Copyright 2000 P.G. Publishing Co.
Pittsburgh
Post-Gazette
November 30, 2000, Thursday, SOONER EDITION
SECTION: EDITORIAL, Pg. A-30
LENGTH: 552 words
HEADLINE:
ROAD TO PRESERVATION;
CLINTON PLAN WILL HELP PROTECT NATIONAL FORESTS
BODY:
President Clinton has crafted a
surprisingly impressive environmental legacy. But in terms of scope and
substance, his parting gift of a ban on logging in the roadless
areas of national forests may be his most important legacy.
The
192 million acres of national forests are already crisscrossed by 373,000 miles
of roads and an additional 60,000 miles of ghost roads that are no longer
maintained. In a bold and beneficial move, the Clinton administration plans to
limit future road building to areas that have already been affected, prohibiting
such activity in pristine tracts of more than 5,000 acres. The protection, which
does not need congressional approval, would extend to some 58.5 million acres of
national forest, almost exclusively in the West.
The plan was first
announced a year ago and has been through extensive review since then. Some 1.5
million comments were received, an extraordinary testament to the power of the
proposal and the concern for America's wilderness.
Because so many
argued for inclusion of the world's largest remaining old-growth temperate rain
forest, the vast Tongass National Forest in Alaska, the final version of the
plan announced last week now does that. In an unfortunate bow to the clout of
Alaska's congressional delegation, however, the protection for the Tongass would
not begin until 2004. There is no legitimate reason for that exception, which
should be corrected before the president implements the plan.
Roads,
paid for by taxpayers, have been built into the nation's forests to accommodate
logging operations, many of which would not be otherwise profitable. With the
exception of the 34 million acres of forests already designated as wilderness,
the most accessible and lucrative tracts of public woodlands have been logged.

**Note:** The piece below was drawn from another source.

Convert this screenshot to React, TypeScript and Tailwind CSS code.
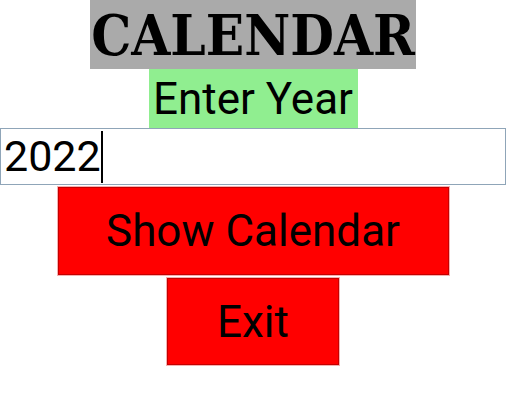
export default function App() {
  return (
    <div className="flex h-[417px] w-[506px] flex-col items-center bg-white font-['Roboto',sans-serif]">
      <div className="flex h-[69px] w-[326px] items-center justify-center bg-[#aaaaaa] font-['DejaVu_Serif_Condensed','DejaVu_Serif',serif] text-[56px] font-bold leading-none text-black font-stretch-condensed">
        CALENDAR
      </div>
      <div className="flex h-[59px] w-[209px] items-center justify-center bg-[#90ee90] text-[44px] leading-none text-black">
        Enter Year
      </div>
      <div className="flex h-[57px] w-[506px] items-center border-[1.5px] border-[#8fa5b8] bg-white pl-[3px]">
        <span className="text-[43px] leading-none text-black">2022</span>
        <span className="h-[52px] w-[2px] bg-black" />
      </div>
      <div className="mt-[2px] flex h-[88px] w-[391px] items-center justify-center border border-[#c40000] bg-[#ff0000] text-[44px] leading-none text-black outline outline-1 outline-[#f6b0b0]">
        Show Calendar
      </div>
      <div className="mt-[3px] flex h-[87px] w-[172px] items-center justify-center border border-[#c40000] bg-[#ff0000] text-[44px] leading-none text-black outline outline-1 outline-[#f6b0b0]">
        Exit
      </div>
    </div>
  );
}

The old-growth forests that remain in tracts of 5,000 acres or larger are
primarily remote and located on steep or difficult terrain that has made logging
economically unfeasible, even with taxpayer-subsidized road building.
It
is that very terrain and remoteness that make these tracts environmentally
fragile. Road building itself, not to mention logging, can cause erosion that
inflicts serious damage to streams and lakes and disrupts delicate ecological
balances that cannot be put right in the short term. The Forest Service
recognizes that of its many activities, "road building leaves the most lasting
imprint on the landscape."
Most of the nation's logging occurs on
hundreds of millions of acres of privately owned land. And more than half of the
national forest land remains open to logging. With careful stewardship of those
resources, it shouldn't be necessary to exploit every last square foot of
old-growth forest.
The Forest Service had long considered its primary
role to be facilitator for the timber industry. Under the evolving
environmentalist tendencies of the president and the Forest Service leadership
of Mike Dombeck, that mentality has been challenged. Now, at least, conservation
and recreation are also essential elements of the agency's mission.
As a
result, Americans are to be granted a gift of their own natural heritage, a
legacy as rich and wonderful as the nation's extraordinary history and economic
prowess. And it is a gift that generations to come will cherish.